Pour le reste, les autorités russes se font très discrètes. (...)
C’est une évidence, il faut plus de temps pour tuer plus de cent personnes que moins de dix. Et, en fonction, cela interroge sur le délai d’intervention des forces de l’ordre russes. (...)
Comment expliquer l’inaction des policiers de Krasnogorsk, une ville en périphérie de Moscou ?
Après l’attentat
Samedi matin, onze personnes sont interpellées dans l’oblast de Briansk, dont les quatre terroristes présumés, originaires du Tadjikistan, et sont placés en détention provisoire dans la nuit de dimanche à lundi. Ils y resteront jusqu’au 22 mai, en attente de leur procès, dont la date n’a pas encore été fixée. Les quatre hommes encourent la réclusion criminelle à perpétuité. On ignore tout du sort des sept autres interpellés, leurs profils, et même si des charges ont été aussi retenues contre eux. (...)

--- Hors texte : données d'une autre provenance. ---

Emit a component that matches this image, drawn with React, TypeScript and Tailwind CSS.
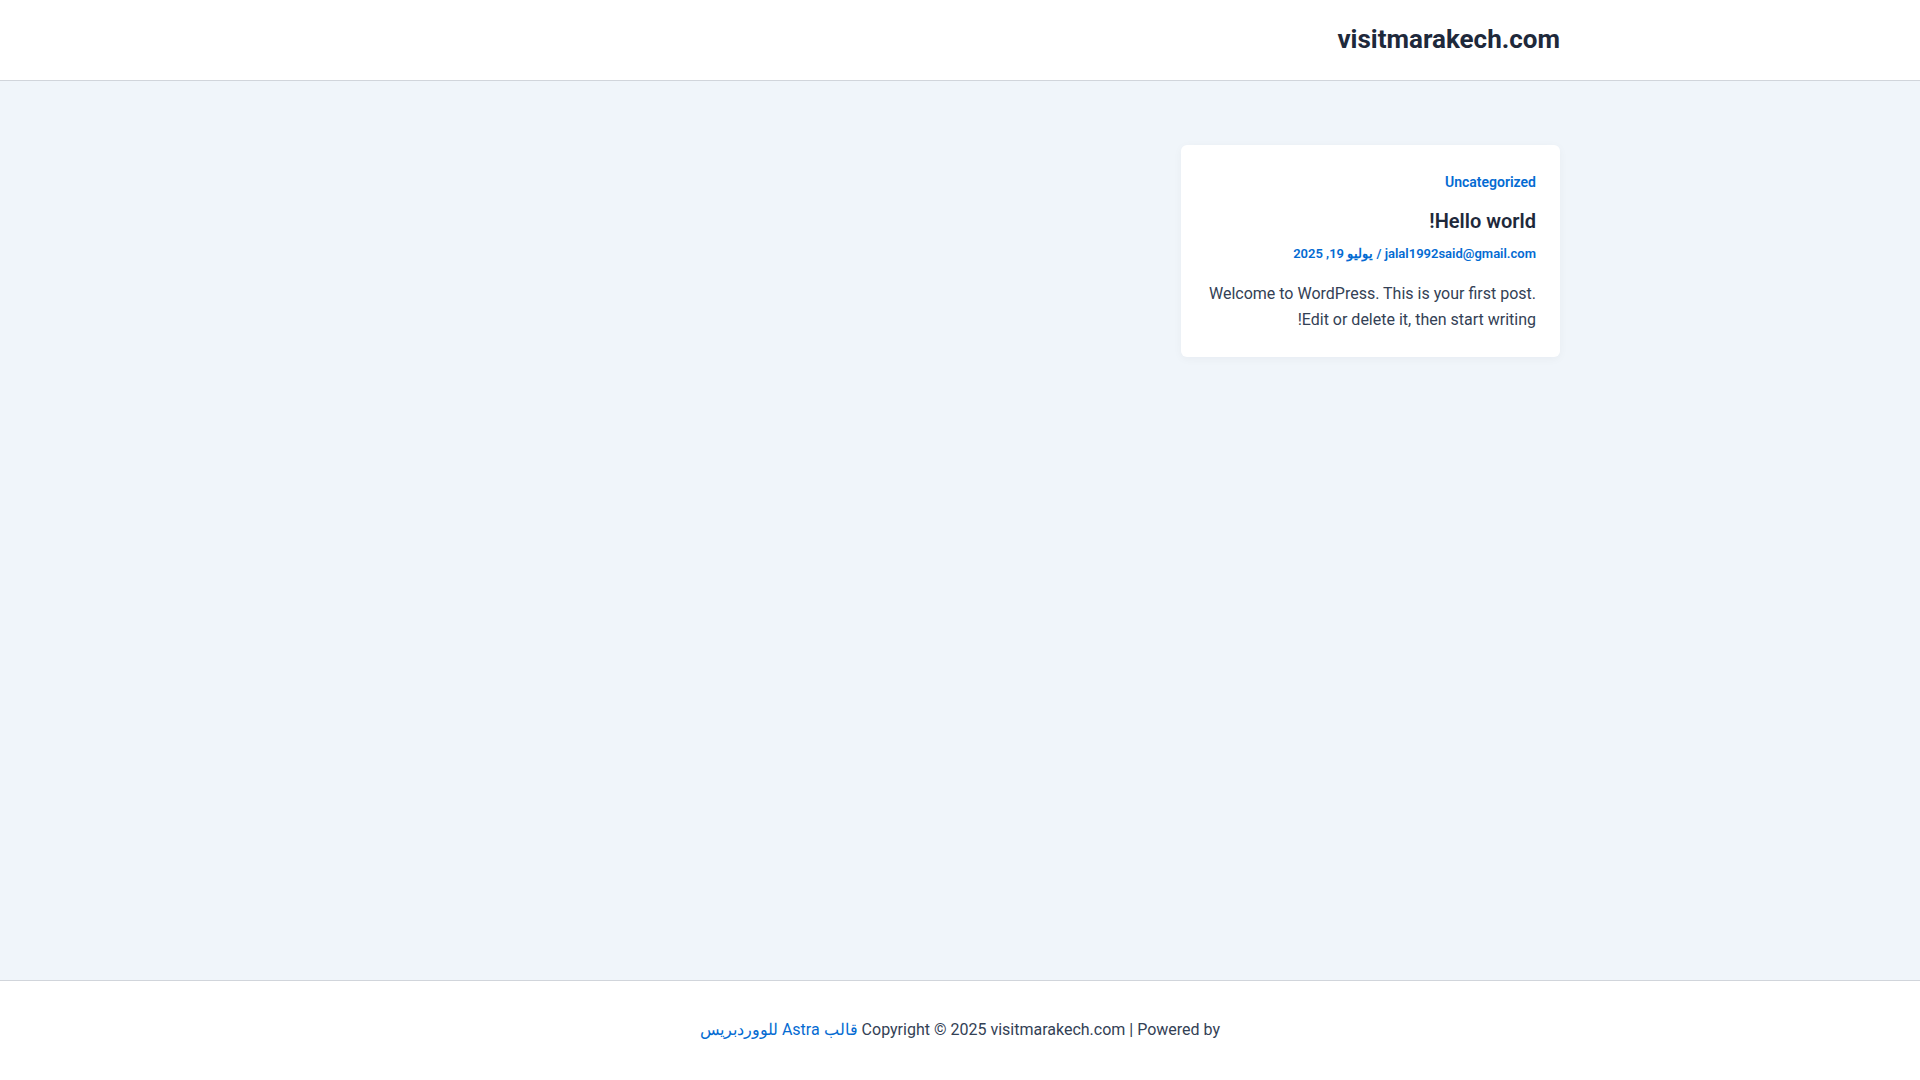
export default function App() {
  return (
    <div
      dir="rtl"
      className="min-h-screen flex flex-col bg-[#f0f5fa] text-[#334155]"
      style={{ fontFamily: "Roboto, 'Noto Sans', sans-serif" }}
    >
      <header className="bg-white border-b border-[#d1d5db]">
        <div className="max-w-[1200px] mx-auto h-20 flex items-center pb-[2px]">
          <a href="#" className="text-[26px] font-bold text-[#1e293b] leading-none">
            visitmarakech.com
          </a>
        </div>
      </header>

      <main className="flex-1">
        <div className="max-w-[1200px] mx-auto pt-16">
          <article className="w-[379px] bg-white rounded-md shadow-[0_2px_10px_rgba(15,23,42,0.04)] px-6 pt-6 pb-6">
            <a href="#" className="block text-[14px] leading-[26px] font-semibold text-[#046bd2]">
              Uncategorized
            </a>
            <h2 className="mt-[11px] text-[20px] leading-[30px] font-semibold text-[#1e293b]">
              Hello world!
            </h2>
            <div className="mt-2 text-[13px] leading-5 font-semibold text-[#046bd2]">
              <a href="#">jalal1992said@gmail.com</a> / <span>يوليو 19, 2025</span>
            </div>
            <p className="mt-[17px] text-[16px] leading-[26px]">
              Welcome to WordPress. This is your first post. Edit or delete it, then start writing!
            </p>
          </article>
        </div>
      </main>

      <footer className="h-[100px] bg-white border-t border-[#d1d5db] flex items-center justify-center pb-[2px]">
        <div className="text-[16px] text-[#334155]">
          Copyright © 2025 visitmarakech.com | Powered by{" "}
          <a href="#" className="text-[#046bd2]">
            قالب Astra للووردبريس
          </a>
        </div>
      </footer>
    </div>
  );
}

C’est la Renault Symbol blanche qui aurait permis de remonter aux tueurs du Crocus City Hall. Repérés, ils auraient tenté de franchir un barrage. Leur arrestation est l’occasion d’une démonstration de force des autorités russes qui ne se privent pas de faire fuiter les images des visages ensanglantés de trois des quatre assaillants auprès de la télévision publique russe. Une autre vidéo, diffusée sur Internet, montre l’un des suspects en train de se faire sectionner l’oreille par une personne se trouvant hors champ. Sur une photographie publiée dimanche, un autre suspect apparaît avec un générateur électrique relié à son appareil génital. Lors d’une audience devant le comité d’enquête russe dimanche soir, l’un d’eux avait un bandage blanc à l’oreille, tandis qu’un autre est arrivé dans un fauteuil roulant, les yeux fermés.
Leonid Volkov, l’une des figures de l’opposition russe en exil, a dénoncé lundi une tentative des services de sécurité russes « de détourner l’attention de [leur] impuissance et de [leur] échec » en montrant ces vidéos. De son côté, interrogé par des journalistes à propos des allégations de torture des suspects, Dmitri Peskov a botté en touche : « Je laisserai cette question sans réponse… », a-t-il déclaré lors de son point presse.